**TASK TO CARRY OUT**
Each line containing the word "screenshot" must be collected.

**SOURCE DATA**
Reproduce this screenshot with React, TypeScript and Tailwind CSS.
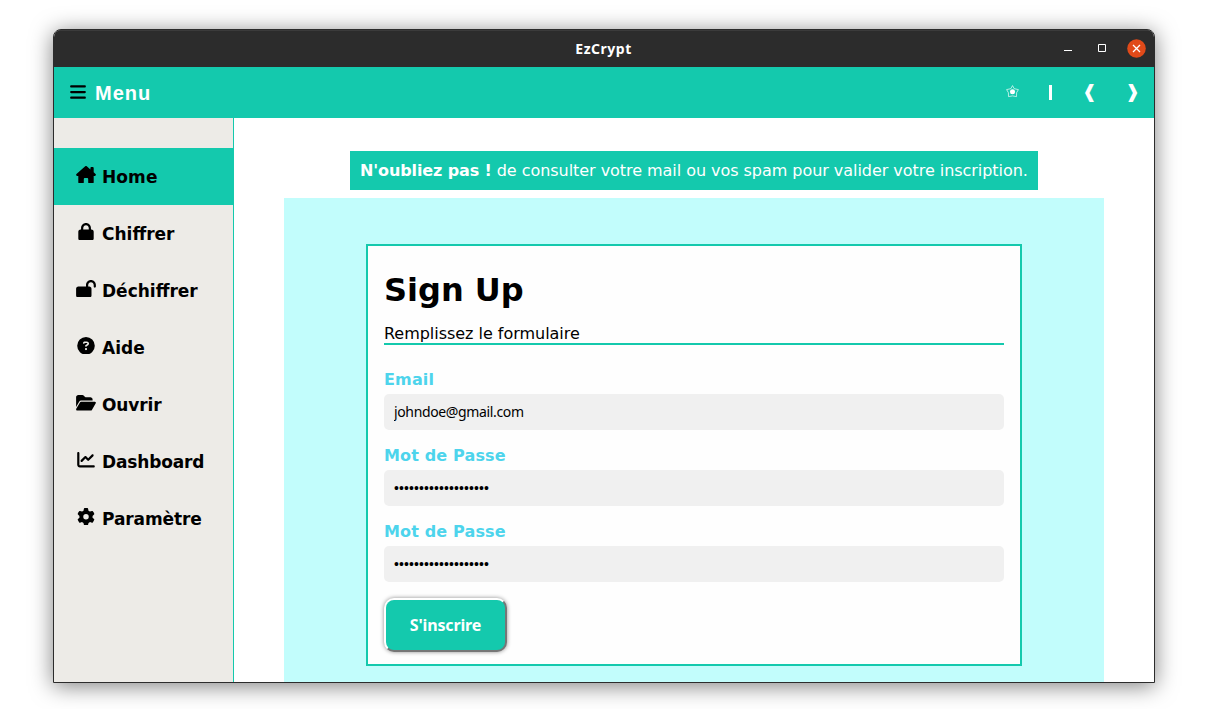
import React from 'react';
import { FaBars, FaHouseChimney, FaLock, FaLockOpen, FaCircleQuestion, FaFolderOpen, FaChartLine, FaGear } from 'react-icons/fa6';

const items = [
  { label: 'Home', Icon: FaHouseChimney, active: true, spacing: 'tracking-[0.1px]' },
  { label: 'Chiffrer', Icon: FaLock, spacing: 'tracking-normal' },
  { label: 'Déchiffrer', Icon: FaLockOpen, spacing: 'tracking-normal' },
  { label: 'Aide', Icon: FaCircleQuestion, spacing: 'tracking-normal' },
  { label: 'Ouvrir', Icon: FaFolderOpen, spacing: 'tracking-[-0.1px]' },
  { label: 'Dashboard', Icon: FaChartLine, spacing: 'tracking-[-0.15px]' },
  { label: 'Paramètre', Icon: FaGear, spacing: 'tracking-[-0.1px]' },
];

function TitleBar() {
  return (
    <header className="grid h-[37px] shrink-0 grid-cols-[1fr_auto_1fr] items-center border-t border-[#3b3b3b] bg-[#2c2c2c]">
      <span />
      <span className="mr-px pb-px font-['Noto_Sans',sans-serif] text-[14px] leading-5 font-bold tracking-[0.5px] text-white">EzCrypt</span>
      <div className="flex items-center justify-end gap-[15px] pr-[8px] pb-[2px]">
        <svg className="size-[19px]" viewBox="0 0 19 19"><path d="M5 11.500h8" stroke="white" /></svg>
        <svg className="size-[19px]" viewBox="0 0 19 19"><path d="M5.500 5.500h7v7h-7z" fill="none" stroke="white" /></svg>
        <svg className="size-[19px]" viewBox="0 0 19 19">
          <circle cx="9.500" cy="9.500" r="9.300" fill="#e14a19" />
          <path d="M6 6l7 7M13 6l-7 7" stroke="white" strokeWidth="1.300" />
        </svg>
      </div>
    </header>
  );
}

function Toolbar() {
  return (
    <div className="flex h-[51px] shrink-0 items-center bg-[#14c9ad] pr-[16px] pl-4 text-white">
      <FaBars className="mb-[2px] h-[18px] w-4 text-black" />
      <span className="ml-[9px] font-['Liberation_Sans',sans-serif] text-[20px] leading-6 font-bold tracking-[1px]">Menu</span>
      <div className="ml-auto flex items-center font-['DejaVu_Sans',sans-serif]">
        <svg className="mb-[3px] h-[13px] w-[13px]" viewBox="0 0 13 13">
          <path d="M6.500.6 8.200 3.700 12.400 4.600 10.600 7.700 10.500 11.600 6.500 10.900 2.500 11.600 2.400 7.700.6 4.600 4.800 3.700Z" fill="none" stroke="white" strokeWidth=".8" strokeLinejoin="round" strokeOpacity=".85" />
          <circle cx="6.500" cy="6.700" r="2.500" fill="white" />
        </svg>
        <span className="ml-[30px] h-[15px] w-[3px] bg-white" />
        <span className="ml-[30px] mb-[2px] w-[13px] text-center text-[18px] leading-5">❰</span>
        <span className="ml-[30px] mb-[2px] w-[13px] text-center text-[18px] leading-5">❱</span>
      </div>
    </div>
  );
}

function Sidebar() {
  return (
    <nav className="w-[180px] shrink-0 border-r border-[#14c9ad] bg-[#edebe7] pt-[30px] text-black">
      {items.map(({ label, Icon, active, spacing }) => (
        <a key={label} className={`flex h-[57px] items-center pl-[22px] ${active ? 'bg-[#14c9ad]' : ''}`}>
          <Icon className="mb-[4px] h-[17.6px] w-5 shrink-0" />
          <span className={`ml-[6px] text-[17px] leading-5 font-bold ${spacing}`}>{label}</span>
        </a>
      ))}
    </nav>
  );
}

function Field({ label, value, secret }: { label: string; value: string; secret?: boolean }) {
  return (
    <label className="mb-[15px] block">
      <span className="block h-[25px] text-[16px] leading-[21px] font-bold tracking-[0.15px] text-[#4dd4ec]">{label}</span>
      <input
        readOnly
        value={value}
        className={`block h-9 w-full rounded-[5px] bg-[#f0f0f0] px-[10px] text-black outline-none ${secret ? "font-['Liberation_Sans',sans-serif] text-[14px] tracking-[0.1px]" : "pb-[2px] font-['Noto_Sans',sans-serif] text-[14px] tracking-[-0.36px]"}`}
      />
    </label>
  );
}

export default function App() {
  const dots = '•'.repeat(19);
  return (
    <div className="h-[709px] w-[1214px] overflow-hidden bg-white pt-[29px] pl-[53px] font-['DejaVu_Sans',sans-serif]">
      <div className="flex h-[654px] w-[1102px] flex-col overflow-hidden rounded-t-[8px] border border-[#2c2c2c] bg-white shadow-[0_3px_22px_rgba(0,0,0,0.5)]">
        <TitleBar />
        <Toolbar />
        <div className="flex min-h-0 flex-1">
          <Sidebar />
          <main className="flex flex-1 flex-col items-center overflow-hidden pt-[33px]">
            <p className="flex h-[39px] w-[688px] shrink-0 items-center bg-[#14c9ad] px-[10px] text-[16px] tracking-[-0.045px] whitespace-pre text-white"><strong className="tracking-[-0.12px]">N'oubliez pas !</strong> de consulter votre mail ou vos spam pour valider votre inscription.</p>
            <section className="mt-2 h-[500px] w-[820px] shrink-0 bg-[#c2fdfc] px-[82px] pt-[46px]">
              <form className="h-[422px] border-2 border-[#14c9ad] bg-[#fefefe] px-4 pt-[25px] text-black">
                <h1 className="text-[32px] leading-[38px] font-bold">Sign Up</h1>
                <p className="mt-[15px] mb-[24px] h-[21px] border-b-2 border-[#14c9ad] text-[16px] leading-[19px] tracking-[-0.03px]">Remplissez le formulaire</p>
                <Field label="Email" value="johndoe@gmail.com" />
                <Field label="Mot de Passe" value={dots} secret />
                <Field label="Mot de Passe" value={dots} secret />
                <button type="button" className="mt-px h-[54px] w-[123px] rounded-[10px] border-2 border-t-white border-r-[#767676] border-b-[#767676] border-l-white bg-[#14c9ad] font-['Noto_Sans',sans-serif] text-[16px] font-bold tracking-[-0.15px] text-white shadow-[0_0_4px_rgba(0,0,0,0.45)]">S'inscrire</button>
              </form>
            </section>
          </main>
        </div>
      </div>
    </div>
  );
}
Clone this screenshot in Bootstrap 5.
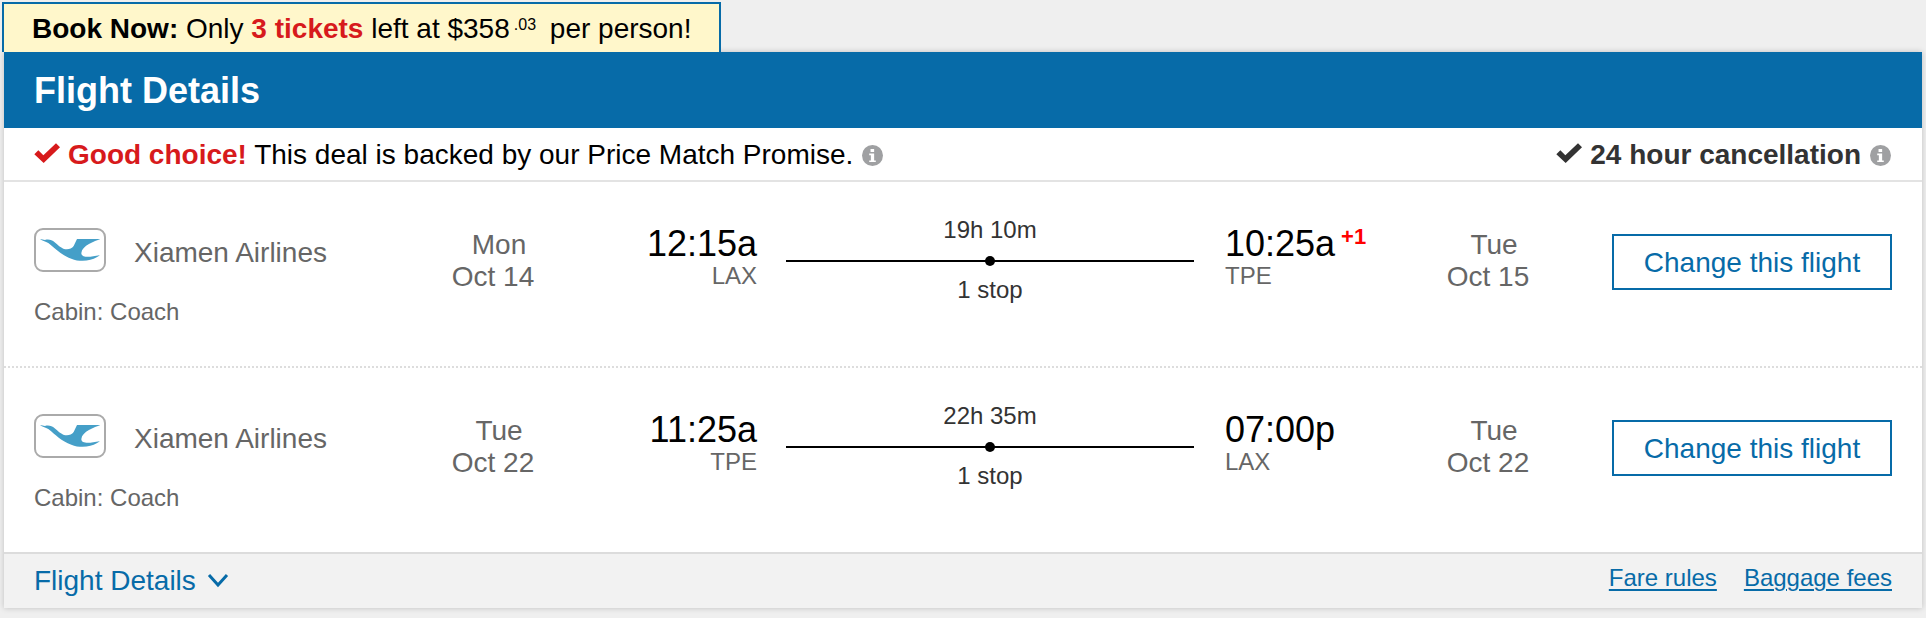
<!DOCTYPE html>
<html lang="en">
<head>
<meta charset="utf-8">
<meta name="viewport" content="width=device-width, initial-scale=1">
<title>Flight Details</title>
<link rel="stylesheet" href="https://cdn.jsdelivr.net/npm/bootstrap@5.3.0/dist/css/bootstrap.min.css">
<style>
  :root { --brand: #076ba8; --alert: #d71a1c; --muted: #666; }
  body { background: #efefef; color: #000; font: 28px/32px "Liberation Sans", Arial, sans-serif; padding: 2px 4px 10px 2px; }
  .urgency { background: #fff7cb; border: 2px solid var(--brand); border-bottom: 0; padding: 9px 28px 7px; }
  .urgency sup { font-size: 16px; line-height: 1; top: -8px; margin: 0 6px 0 4px; vertical-align: baseline; }
  .text-alert { color: var(--alert); }
  .text-soft { color: var(--muted); }
  .text-dim { color: #333; }
  .itinerary { background: #fff; margin-left: 2px; box-shadow: 0 0 6px rgba(0,0,0,.2); }
  .itinerary-head { background: var(--brand); color: #fff; padding: 19px 30px 17px; }
  .itinerary-head h2 { font-size: 36px; line-height: 40px; font-weight: 700; }
  .promise { padding: 11px 30px 9px; border-bottom: 2px solid #e3e3e3; }
  .info-btn { border: 0; padding: 0; background: none; margin: 0 1px 0 9px; }
  .leg { display: grid; grid-template-columns: 392fr 134fr 197fr 468fr 195fr 136fr 336fr; padding: 34px 30px 40px; border-bottom: 2px dotted #ddd; }
  .leg:last-of-type { border-bottom: 2px solid #dcdcdc; }
  .fs-note { font-size: 24px; line-height: 28px; }
  .carrier { padding-top: 12px; }
  .carrier-name { margin-left: 28px; padding-top: 6px; }
  .cabin { margin-top: 26px; }
  .leg-date { padding-top: 13px; }
  .leg-day { padding-left: 12px; }
  .leg-point { padding-top: 10px; }
  .leg-time { font-size: 36px; line-height: 36px; }
  .next-day { color: #f00; font-size: 22px; font-weight: 700; line-height: 22px; margin-left: 6px; }
  .leg-path { padding: 0 31px 0 29px; }
  .track { height: 2px; background: #000; margin: 16px 0 14px; }
  .track-stop { width: 10px; height: 10px; border-radius: 50%; background: #000; flex: none; }
  .leg-action { padding-top: 18px; }
  .btn-change { --bs-btn-color: var(--brand); --bs-btn-border-color: var(--brand); --bs-btn-bg: #fff; --bs-btn-hover-color: #fff; --bs-btn-hover-bg: var(--brand);
    font-size: 28px; line-height: 32px; padding: 11px 0 9px; width: 280px; border-width: 2px; border-radius: 0; }
  .itinerary-foot { background: #f2f2f2; padding: 10px 30px; }
  .toggle-btn { border: 0; padding: 1px 0; background: none; color: var(--brand); }
  .foot-links { gap: 27px; }
  .foot-links a { color: var(--brand); text-decoration-thickness: 2px; text-underline-offset: 3px; text-decoration-skip-ink: auto; }
</style>
</head>
<body>
<svg class="d-none" xmlns="http://www.w3.org/2000/svg">
  <symbol id="check" viewBox="0 0 78 60"><path fill="currentColor" d="M1 34 13 22 28 37 66 1 78 13 29 60Z"/></symbol>
  <symbol id="info" viewBox="0 0 64 64"><circle cx="32" cy="32" r="32" fill="#9fa0a2"/><path fill="#fff" d="M26 12h11v9H26zM22 26h15v21h5v5H22v-5h5V31h-5z"/></symbol>
  <symbol id="carrier-logo" viewBox="42 24 216 132">
    <rect x="45" y="27" width="210" height="126" rx="24" fill="#fff" stroke="#aaa" stroke-width="6"/>
    <path fill="#459fc8" d="M60 57C66 58 70 59 75 60 86 57 96 60 104 67 114 76 122 83 130 86 141 90 154 88 161 78 165 71 167 64 171 57H241C224 64 186 76 184 99 184 114 208 112 239 106 236 109 234 110 230 112 212 123 180 127 154 116 124 106 106 86 86 70 80 65 66 62 60 57Z"/>
  </symbol>
</svg>

<div class="d-flex">
  <div class="urgency"><strong>Book Now:</strong> Only <strong class="text-alert">3 tickets</strong> left at $358<sup>.03</sup> per person!</div>
</div>

<main class="itinerary">
  <header class="itinerary-head"><h2 class="m-0">Flight Details</h2></header>

  <div class="promise d-flex justify-content-between">
    <div class="d-flex align-items-center">
      <svg class="text-alert me-2 mb-1" width="26" height="20" aria-hidden="true"><use href="#check"/></svg>
      <span><strong class="text-alert">Good choice!</strong> This deal is backed by our Price Match Promise.</span>
      <button class="info-btn d-flex" type="button" aria-label="About the Price Match Promise"><svg width="21" height="21"><use href="#info"/></svg></button>
    </div>
    <div class="d-flex align-items-center text-dim">
      <svg class="me-2 mb-1" width="26" height="20" aria-hidden="true"><use href="#check"/></svg>
      <strong>24 hour cancellation</strong>
      <button class="info-btn d-flex" type="button" aria-label="About cancellation"><svg width="21" height="21"><use href="#info"/></svg></button>
    </div>
  </div>

  <section class="leg">
    <div class="carrier text-soft">
      <div class="d-flex align-items-center">
        <svg width="72" height="44" role="img" aria-label="Xiamen Airlines"><use href="#carrier-logo"/></svg>
        <span class="carrier-name">Xiamen Airlines</span>
      </div>
      <div class="cabin fs-note">Cabin: Coach</div>
    </div>
    <div class="leg-date text-soft text-center"><div class="leg-day">Mon</div>Oct 14</div>
    <div class="leg-point text-end">
      <div class="leg-time">12:15a</div>
      <div class="fs-note text-soft">LAX</div>
    </div>
    <div class="leg-path fs-note text-dim text-center">
      <div>19h 10m</div>
      <div class="track d-flex align-items-center justify-content-center"><span class="track-stop"></span></div>
      <div>1 stop</div>
    </div>
    <div class="leg-point">
      <div class="leg-time d-flex">10:25a<span class="next-day">+1</span></div>
      <div class="fs-note text-soft">TPE</div>
    </div>
    <div class="leg-date text-soft text-center"><div class="leg-day">Tue</div>Oct 15</div>
    <div class="leg-action text-end"><button class="btn btn-change" type="button">Change this flight</button></div>
  </section>

  <section class="leg">
    <div class="carrier text-soft">
      <div class="d-flex align-items-center">
        <svg width="72" height="44" role="img" aria-label="Xiamen Airlines"><use href="#carrier-logo"/></svg>
        <span class="carrier-name">Xiamen Airlines</span>
      </div>
      <div class="cabin fs-note">Cabin: Coach</div>
    </div>
    <div class="leg-date text-soft text-center"><div class="leg-day">Tue</div>Oct 22</div>
    <div class="leg-point text-end">
      <div class="leg-time">11:25a</div>
      <div class="fs-note text-soft">TPE</div>
    </div>
    <div class="leg-path fs-note text-dim text-center">
      <div>22h 35m</div>
      <div class="track d-flex align-items-center justify-content-center"><span class="track-stop"></span></div>
      <div>1 stop</div>
    </div>
    <div class="leg-point">
      <div class="leg-time">07:00p</div>
      <div class="fs-note text-soft">LAX</div>
    </div>
    <div class="leg-date text-soft text-center"><div class="leg-day">Tue</div>Oct 22</div>
    <div class="leg-action text-end"><button class="btn btn-change" type="button">Change this flight</button></div>
  </section>

  <footer class="itinerary-foot d-flex justify-content-between align-items-start">
    <button class="toggle-btn d-flex align-items-center" type="button">Flight Details
      <svg class="ms-2" width="32" height="20" viewBox="0 0 32 20" fill="none" stroke="currentColor" stroke-width="3" aria-hidden="true"><path d="M5 4 14 14 23 4"/></svg>
    </button>
    <nav class="foot-links d-flex fs-note"><a href="#fare-rules">Fare rules</a><a href="#baggage-fees">Baggage fees</a></nav>
  </footer>
</main>
<script src="https://cdn.jsdelivr.net/npm/bootstrap@5.3.0/dist/js/bootstrap.bundle.min.js"></script>
</body>
</html>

**SOLUTION FOR THIS TASK**
Reproduce this screenshot with React, TypeScript and Tailwind CSS.
Clone this screenshot in Bootstrap 5.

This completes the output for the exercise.